This is a familiar story. Creatives, businesses, and institutions around the world are struggling with the loss of revenue as exhibitions and shows have been pushed to a later date or canceled altogether. They’re also dealing with the more emotional impact of projects unrealized, something Escif has been sharing candidly.
This is not the end we expected. Neither are the circumstances. The magnitude of this figure can never be. Perhaps another woman, perhaps a part of it, perhaps only the memory, perhaps only her absence… The meditating woman tells us that everything is impermanent. Nothing is forever. We will overcome the emptiness of these failures.
Topping 20 meters tall, the artist’s wooden figure is dressed in a white button-up with dark pants. She sits in the lotus position with closed eyes and a straight back and represents quiet, thoughtfulness, and moments of peace. “From this woman’s ashes, live flowers will be born. And little insects will scatter its seeds. Seeds of conscience, of peace, of humanity. Seeds of light that help us face the new world that is being born these days,” Escif writes.

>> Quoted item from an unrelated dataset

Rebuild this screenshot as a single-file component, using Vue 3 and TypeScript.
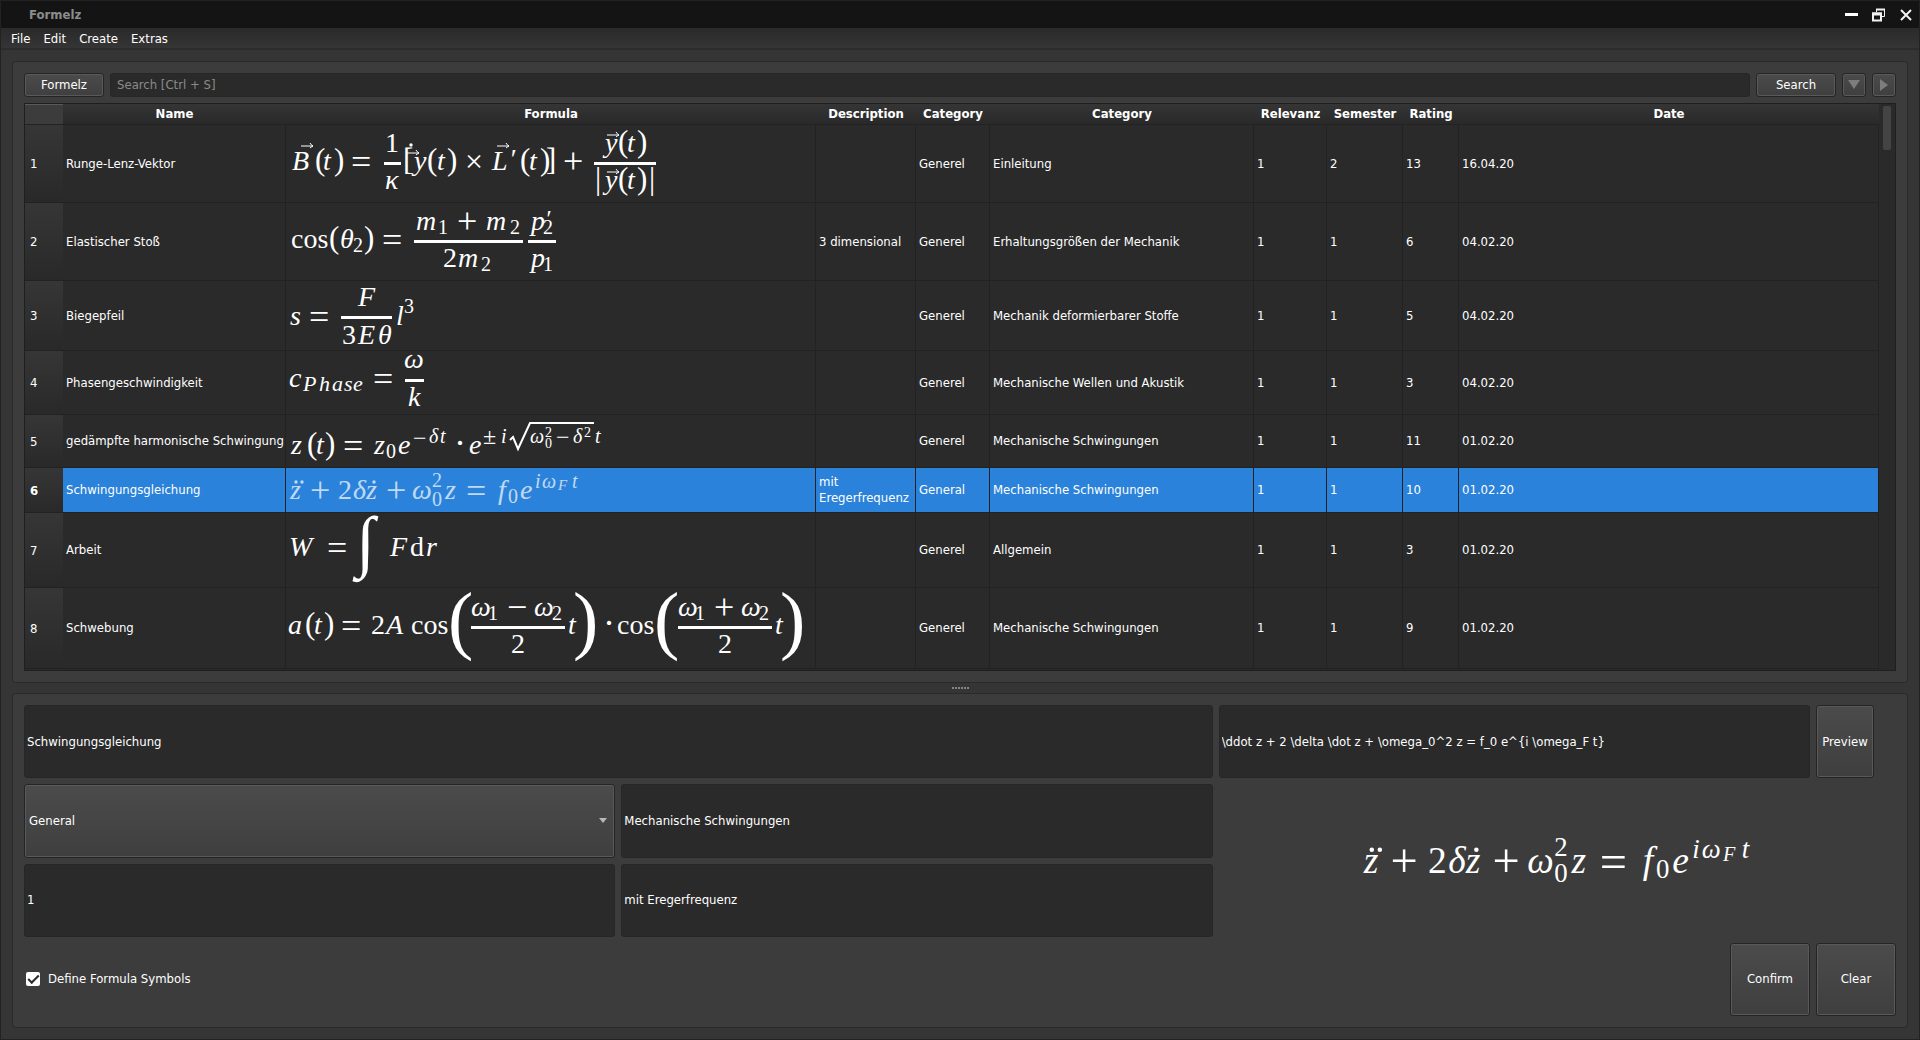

Although her bottom half has been burned, the figure’s head and shoulders will remain in Valencia Public Square until the crisis ends. To fit the current moment, the artist outfitted her with a surgical mask that covers her nose and mouth. “Meditating is the exercise of training our consciousness in the acceptance of impermanence,” the artist said. “Reality is changing and ephemeral. We are living in an uncertain moment that we do not know where it will take us. Let’s listen to what this meditating woman tells us. This too shall pass.”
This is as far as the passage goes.